▶ Data excerpt
§ §

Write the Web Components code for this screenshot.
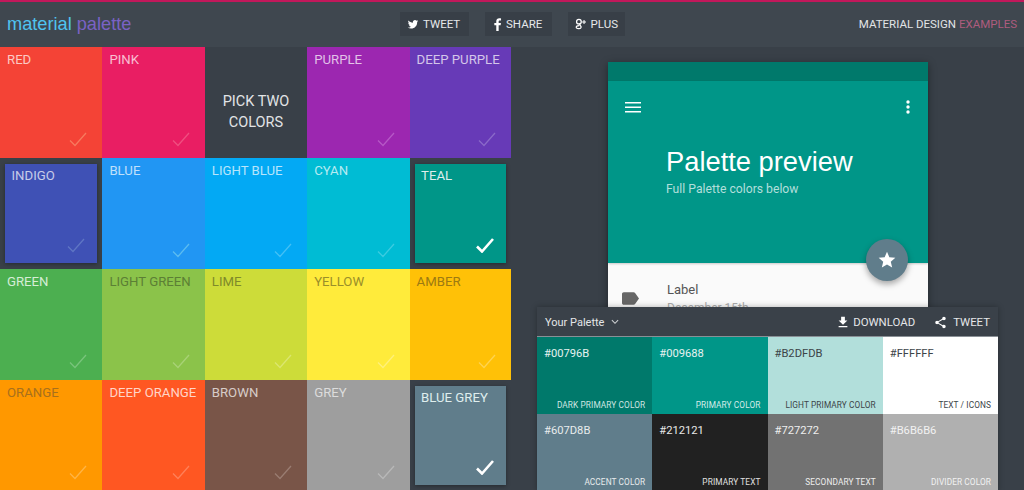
<!DOCTYPE html>
<html>
<head>
<meta charset="utf-8">
<title>material palette</title>
<style>
    html, body{
        margin: 0;
        height: 490px;
        overflow: hidden;
        background: #394048;
        font-family: Roboto, "Liberation Sans", sans-serif;
    }
    mp-app-row{
        display: grid;
    }
</style>
</head>
<body>
<mp-header></mp-header>
<mp-app-row style="grid-template-columns: 511px 513px;">
    <mp-grid>
        <mp-tile color="#F44336" check="#f77a5e">RED</mp-tile>
        <mp-tile color="#E91E63" check="#ef4f80">PINK</mp-tile>
        <mp-tile color="#394048" plain>PICK TWO<br>COLORS</mp-tile>
        <mp-tile color="#9C27B0" check="#b658c6">PURPLE</mp-tile>
        <mp-tile color="#673AB7" check="#8a69c9">DEEP PURPLE</mp-tile>

        <mp-tile color="#3F51B5" check="#5f76c4" selected>INDIGO</mp-tile>
        <mp-tile color="#2196F3" check="#5cbcf0">BLUE</mp-tile>
        <mp-tile color="#03A9F4" check="#44c0f5">LIGHT BLUE</mp-tile>
        <mp-tile color="#00BCD4" check="#3ccbe0">CYAN</mp-tile>
        <mp-tile color="#009688" check="#fff" selected active>TEAL</mp-tile>

        <mp-tile color="#4CAF50" check="#79c47c" text="#d5edd6">GREEN</mp-tile>
        <mp-tile color="#8BC34A" check="#a8d276" text="#5c7f35">LIGHT GREEN</mp-tile>
        <mp-tile color="#CDDC39" check="#dbe66f" text="#7f8a2a">LIME</mp-tile>
        <mp-tile color="#FFEB3B" check="#fff07a" text="#9a8f2a">YELLOW</mp-tile>
        <mp-tile color="#FFC107" check="#ffd350" text="#9c7a12">AMBER</mp-tile>

        <mp-tile color="#FF9800" check="#ffb445" text="#a8701c">ORANGE</mp-tile>
        <mp-tile color="#FF5722" check="#ff8059" text="#ffd5c8">DEEP ORANGE</mp-tile>
        <mp-tile color="#795548" check="#9a7d72" text="#d7ccc8">BROWN</mp-tile>
        <mp-tile color="#9E9E9E" check="#b8b8b8" text="#dcdcdc">GREY</mp-tile>
        <mp-tile color="#607D8B" check="#fff" selected active>BLUE GREY</mp-tile>
    </mp-grid>
    <mp-preview></mp-preview>
</mp-app-row>

<script>
class MpHeader extends HTMLElement {
    constructor(){
        super();
        this.attachShadow({mode:'open'});
        this.shadowRoot.innerHTML=`
            <style>
                :host{
                    display: flex;
                    box-sizing: border-box;
                    height: 47px;
                    align-items: center;
                    justify-content: space-between;
                    padding: 0 7px;
                    background: #3f474f;
                    border-top: 2px solid #c2185b;
                    position: relative;
                }
                .logo{
                    font-size: 18.200px;
                    font-family: "Liberation Sans", sans-serif;
                    color: #4fc3f0;
                    width: 393px;
                    margin-top: -1px;
                }
                .logo span{ color: #7a62c4; }
                .share{
                    display: flex;
                    gap: 16px;
                    flex: 1;
                    margin-top: -1px;
                }
                .btn{
                    display: flex;
                    align-items: center;
                    gap: 4px;
                    height: 24px;
                    padding: 0 7px;
                    background: #383f47;
                    color: #e6e8ea;
                    font-size: 11.500px;
                }
                .btn svg{ fill: #fff; }
                .links{
                    font-size: 11.500px;
                    color: #e2e4e6;
                    margin-top: -1px;
                }
                .links span{ color: #ae5c7e; }
            </style>
            <div class="logo">material <span>palette</span></div>
            <div class="share">
                <div class="btn" style="width:55px">
                    <svg width="12" height="12" viewBox="0 0 24 24"><path d="M22.46 6c-.77.35-1.6.58-2.46.69.88-.53 1.56-1.37 1.88-2.38-.83.5-1.75.85-2.72 1.05C18.37 4.5 17.26 4 16 4c-2.35 0-4.27 1.92-4.27 4.29 0 .34.04.67.11.98C8.28 9.09 5.11 7.38 3 4.79c-.37.63-.58 1.37-.58 2.15 0 1.49.75 2.81 1.91 3.56-.71 0-1.37-.2-1.95-.5v.03c0 2.08 1.48 3.82 3.44 4.21a4.22 4.22 0 0 1-1.93.07 4.28 4.28 0 0 0 4 2.98 8.521 8.521 0 0 1-5.33 1.84c-.34 0-.68-.02-1.02-.06C3.44 20.29 5.7 21 8.12 21 16 21 20.33 14.46 20.33 8.79c0-.19 0-.37-.01-.56.84-.6 1.56-1.36 2.14-2.23z"/></svg>
                    TWEET
                </div>
                <div class="btn" style="width:53px;gap:3px">
                    <svg width="11" height="13" viewBox="0 0 12 18"><path d="M7.6 18V10h2.700l.5-3.200H7.600V5c0-.9.3-1.500 1.600-1.500h1.700V.6C10.600.5 9.600.4 8.500.4 6 .4 4.300 1.900 4.300 4.600v2.200H1.600V10h2.700v8z"/></svg>
                    SHARE
                </div>
                <div class="btn" style="width:43px;gap:3px">
                    <svg width="13" height="14" viewBox="0 0 16 16"><g fill="none" stroke="#fff" stroke-width="1.600"><circle cx="5" cy="5" r="3"/><path d="M7 7.500c-2 1-1 2 .2 3 1.300 1.200.5 3.500-2.400 3.500-3 0-4-2-2.700-3.200 .8-.7 2-.8 3-.8"/><path d="M11.500 3v5M9 5.500h5" stroke-width="1.300"/></g></svg>
                    PLUS
                </div>
            </div>
            <div class="links">MATERIAL DESIGN <span>EXAMPLES</span></div>`;
    }
}

class MpGrid extends HTMLElement {
    constructor(){
        super();
        this.attachShadow({mode:'open'});
        this.shadowRoot.innerHTML=`
            <style>
                :host{
                    display: grid;
                    grid-template-columns: repeat(4, 102.400px) 101.400px;
                    grid-auto-rows: 111px;
                }
            </style>
            <slot></slot>`;
    }
}

class MpTile extends HTMLElement {
    constructor(){
        super();
        this.attachShadow({mode:'open'});
        this.shadowRoot.innerHTML=`
            <style>
                :host{
                    display: block;
                    font-size: 13.200px;
                    line-height: 15px;
                    white-space: nowrap;
                }
                :host([selected]){
                    padding: 6px 5px;
                }
                .box{
                    display: flex;
                    flex-direction: column;
                    box-sizing: border-box;
                    height: 100%;
                    padding: 5px 15px 11px 7px;
                }
                :host([selected]) .box{
                    padding: 4px 12px 10px 6.500px;
                    box-shadow: 0 1px 4px rgba(0,0,0,0.35);
                }
                :host([plain]) .box{
                    align-items: center;
                    justify-content: center;
                    text-align: center;
                    padding: 20px 0 0 0;
                    line-height: 20.500px;
                    color: #e2e4e6 !important;
                    font-size: 14.500px;
                }
                :host([plain]) svg{ display: none; }
                svg{
                    margin-top: auto;
                    align-self: flex-end;
                }
            </style>
            <div class="box">
                <div><slot></slot></div>
                <svg width="18" height="15" viewBox="0 0 18 15"><path fill="none" stroke-width="1.300" d="M1 8.500 L6 13.500 L17 1"/></svg>
            </div>`;
    }

    connectedCallback(){
        const box = this.shadowRoot.querySelector('.box');
        box.style.background = this.getAttribute('color');
        box.style.color = this.getAttribute('text') || 'rgba(255,255,255,0.72)';
        const path = this.shadowRoot.querySelector('path');
        path.setAttribute('stroke', this.getAttribute('check') || '#fff');
        if(this.hasAttribute('active')){
            path.setAttribute('stroke-width', '2.600');
            box.style.color = '#dfeeee';
        }
    }
}

class MpPreview extends HTMLElement {
    constructor(){
        super();
        this.attachShadow({mode:'open'});
        this.shadowRoot.innerHTML=`
            <style>
                :host{
                    display: block;
                    position: relative;
                    height: 443px;
                    overflow: hidden;
                    padding: 15px 0 0 1px;
                    box-sizing: border-box;
                }
                .card{
                    width: 320px;
                    margin: 0 auto;
                    position: relative;
                    background: #fafafa;
                    box-shadow: 0 2px 8px rgba(0,0,0,0.4);
                    height: 300px;
                }
                .status{ height: 19px; background: #00796B; }
                .bar{
                    box-sizing: border-box;
                    height: 182px;
                    background: #009688;
                    color: #fff;
                    padding: 19px 17px 0 17px;
                    box-shadow: 0 1px 2px rgba(0,0,0,0.2);
                }
                .tools{
                    display: flex;
                    justify-content: space-between;
                    align-items: center;
                    height: 14px;
                }
                .title{
                    margin: 31px 0 0 41px;
                    font-size: 27.300px;
                    line-height: 34px;
                    font-family: "Liberation Sans", sans-serif;
                }
                .sub{
                    margin: 2px 0 0 41px;
                    font-size: 12.200px;
                    line-height: 16px;
                    color: #b2dfdb;
                }
                .fab{
                    position: absolute;
                    left: 258px;
                    top: 177px;
                    width: 42px;
                    height: 42px;
                    border-radius: 50%;
                    background: #607D8B;
                    box-shadow: 0 3px 6px rgba(0,0,0,0.35);
                    display: flex;
                    align-items: center;
                    justify-content: center;
                }
                .row{
                    display: flex;
                    padding: 18px 0 0 14px;
                }
                .row svg{ margin-top: 11px; }
                .text{ margin-left: 28px; }
                .label{ font-size: 13px; line-height: 18px; color: #555; }
                .date{ font-size: 12px; line-height: 16px; color: #aaa; margin-top: 1px; }
            </style>
            <div class="card">
                <div class="status"></div>
                <div class="bar">
                    <div class="tools">
                        <svg width="16" height="11" viewBox="0 0 16 11"><path fill="#fff" d="M0 0h16v1.600H0zM0 4.500h16v1.600H0zM0 9h16v1.600H0z"/></svg>
                        <svg width="4" height="14" viewBox="0 0 4 14" style="margin-right:1px"><circle cx="2" cy="2" r="1.700" fill="#fff"/><circle cx="2" cy="7" r="1.700" fill="#fff"/><circle cx="2" cy="12" r="1.700" fill="#fff"/></svg>
                    </div>
                    <div class="title">Palette preview</div>
                    <div class="sub">Full Palette colors below</div>
                </div>
                <div class="fab"><svg width="20" height="20" viewBox="0 0 24 24"><path fill="#fff" d="M12 17.270L18.180 21l-1.640-7.030L22 9.240l-7.190-.61L12 2 9.190 8.630 2 9.240l5.460 4.730L5.820 21z"/></svg></div>
                <div class="row">
                    <svg width="17" height="13" viewBox="3 5 19 14"><path fill="#666" d="M17.630 5.840C17.270 5.330 16.670 5 16 5L5 5.010C3.900 5.010 3 5.900 3 7v10c0 1.100.9 1.990 2 1.990L16 19c.67 0 1.270-.33 1.630-.84L22 12l-4.370-6.160z"/></svg>
                    <div class="text">
                        <div class="label">Label</div>
                        <div class="date">December 15th</div>
                    </div>
                </div>
            </div>
            <mp-palette></mp-palette>`;
    }
}

class MpPalette extends HTMLElement {
    constructor(){
        super();
        this.attachShadow({mode:'open'});
        const swatches = [
            ['#00796B', '#00796B', 'DARK PRIMARY COLOR', '#e6f2f0', '#cfe6e2'],
            ['#009688', '#009688', 'PRIMARY COLOR', '#e6f2f0', '#d5ece9'],
            ['#B2DFDB', '#B2DFDB', 'LIGHT PRIMARY COLOR', '#3c4448', '#3c4448'],
            ['#FFFFFF', '#FFFFFF', 'TEXT / ICONS', '#3c4448', '#3c4448'],
            ['#607D8B', '#607D8B', 'ACCENT COLOR', '#e8eced', '#e8eced'],
            ['#212121', '#212121', 'PRIMARY TEXT', '#e8e8e8', '#e0e0e0'],
            ['#727272', '#727272', 'SECONDARY TEXT', '#eee', '#eee'],
            ['#B6B6B6', '#B0B0B0', 'DIVIDER COLOR', '#f2f2f2', '#f2f2f2']
        ];
        const cells = swatches.map(s => `
            <div class="cell" style="background:${s[1]};color:${s[3]}">
                <div class="hex">${s[0]}</div>
                <div class="name" style="color:${s[4]}">${s[2]}</div>
            </div>`).join('');
        this.shadowRoot.innerHTML=`
            <style>
                :host{
                    display: block;
                    position: absolute;
                    left: 26px;
                    top: 260px;
                    width: 461px;
                    background: #3a4149;
                    box-shadow: 0 0 6px rgba(0,0,0,0.3);
                }
                .head{
                    display: flex;
                    align-items: center;
                    height: 30px;
                    padding: 1px 8px 0 8px;
                    color: #e4e6e8;
                    font-size: 11.400px;
                    border-bottom: 1px solid #8a9096;
                    box-sizing: border-box;
                }
                .head svg{ fill: #fff; }
                .title{ font-size: 11px; }
                .chev{ margin-left: 7px; }
                .action{
                    display: flex;
                    align-items: center;
                    gap: 5px;
                    margin-left: 20px;
                }
                .spacer{ flex: 1; }
                .cells{
                    display: grid;
                    grid-template-columns: repeat(4, 1fr);
                    grid-auto-rows: 77px;
                }
                .cell{
                    display: flex;
                    flex-direction: column;
                    justify-content: space-between;
                    padding: 10px 7px 3.500px 7px;
                }
                .hex{ font-size: 11.200px; line-height: 14px; }
                .name{ font-size: 8.300px; line-height: 12px; text-align: right; letter-spacing: 0.1px; }
            </style>
            <div class="head">
                <span class="title">Your Palette</span>
                <svg class="chev" style="fill:none" width="8" height="6" viewBox="0 0 9 6"><path stroke="#cfd2d4" stroke-width="1.200" fill="none" d="M1 1 L4.500 4.500 L8 1"/></svg>
                <span class="spacer"></span>
                <span class="action">
                    <svg width="10" height="12" viewBox="4 2 16 19"><path d="M19 9h-4V3H9v6H5l7 7 7-7zM5 18v2h14v-2H5z"/></svg>
                    DOWNLOAD
                </span>
                <span class="action" style="gap:7px">
                    <svg width="11" height="13" viewBox="2.500 1.500 19 21"><path d="M18 16.080c-.76 0-1.440.3-1.960.77L8.910 12.700c.05-.23.09-.46.09-.7s-.04-.47-.09-.7l7.050-4.110c.54.5 1.250.81 2.040.81 1.660 0 3-1.340 3-3s-1.340-3-3-3-3 1.340-3 3c0 .24.04.47.09.7L8.040 9.810C7.500 9.310 6.790 9 6 9c-1.660 0-3 1.340-3 3s1.340 3 3 3c.79 0 1.500-.31 2.040-.81l7.120 4.160c-.05.21-.08.43-.08.65 0 1.610 1.310 2.920 2.920 2.920s2.920-1.310 2.920-2.920-1.310-2.920-2.920-2.920z"/></svg>
                    TWEET
                </span>
            </div>
            <div class="cells">${cells}</div>`;
    }
}

customElements.define('mp-header', MpHeader);
customElements.define('mp-grid', MpGrid);
customElements.define('mp-tile', MpTile);
customElements.define('mp-palette', MpPalette);
customElements.define('mp-preview', MpPreview);
</script>
</body>
</html>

§ §

Quote, please, every line of the material above from its start through the line that has "</mp-app-row>", reproducing the words exactly and dropping any images.

▶ Complete answer
Write the Web Components code for this screenshot.
<!DOCTYPE html>
<html>
<head>
<meta charset="utf-8">
<title>material palette</title>
<style>
    html, body{
        margin: 0;
        height: 490px;
        overflow: hidden;
        background: #394048;
        font-family: Roboto, "Liberation Sans", sans-serif;
    }
    mp-app-row{
        display: grid;
    }
</style>
</head>
<body>
<mp-header></mp-header>
<mp-app-row style="grid-template-columns: 511px 513px;">
    <mp-grid>
        <mp-tile color="#F44336" check="#f77a5e">RED</mp-tile>
        <mp-tile color="#E91E63" check="#ef4f80">PINK</mp-tile>
        <mp-tile color="#394048" plain>PICK TWO<br>COLORS</mp-tile>
        <mp-tile color="#9C27B0" check="#b658c6">PURPLE</mp-tile>
        <mp-tile color="#673AB7" check="#8a69c9">DEEP PURPLE</mp-tile>

        <mp-tile color="#3F51B5" check="#5f76c4" selected>INDIGO</mp-tile>
        <mp-tile color="#2196F3" check="#5cbcf0">BLUE</mp-tile>
        <mp-tile color="#03A9F4" check="#44c0f5">LIGHT BLUE</mp-tile>
        <mp-tile color="#00BCD4" check="#3ccbe0">CYAN</mp-tile>
        <mp-tile color="#009688" check="#fff" selected active>TEAL</mp-tile>

        <mp-tile color="#4CAF50" check="#79c47c" text="#d5edd6">GREEN</mp-tile>
        <mp-tile color="#8BC34A" check="#a8d276" text="#5c7f35">LIGHT GREEN</mp-tile>
        <mp-tile color="#CDDC39" check="#dbe66f" text="#7f8a2a">LIME</mp-tile>
        <mp-tile color="#FFEB3B" check="#fff07a" text="#9a8f2a">YELLOW</mp-tile>
        <mp-tile color="#FFC107" check="#ffd350" text="#9c7a12">AMBER</mp-tile>

        <mp-tile color="#FF9800" check="#ffb445" text="#a8701c">ORANGE</mp-tile>
        <mp-tile color="#FF5722" check="#ff8059" text="#ffd5c8">DEEP ORANGE</mp-tile>
        <mp-tile color="#795548" check="#9a7d72" text="#d7ccc8">BROWN</mp-tile>
        <mp-tile color="#9E9E9E" check="#b8b8b8" text="#dcdcdc">GREY</mp-tile>
        <mp-tile color="#607D8B" check="#fff" selected active>BLUE GREY</mp-tile>
    </mp-grid>
    <mp-preview></mp-preview>
</mp-app-row>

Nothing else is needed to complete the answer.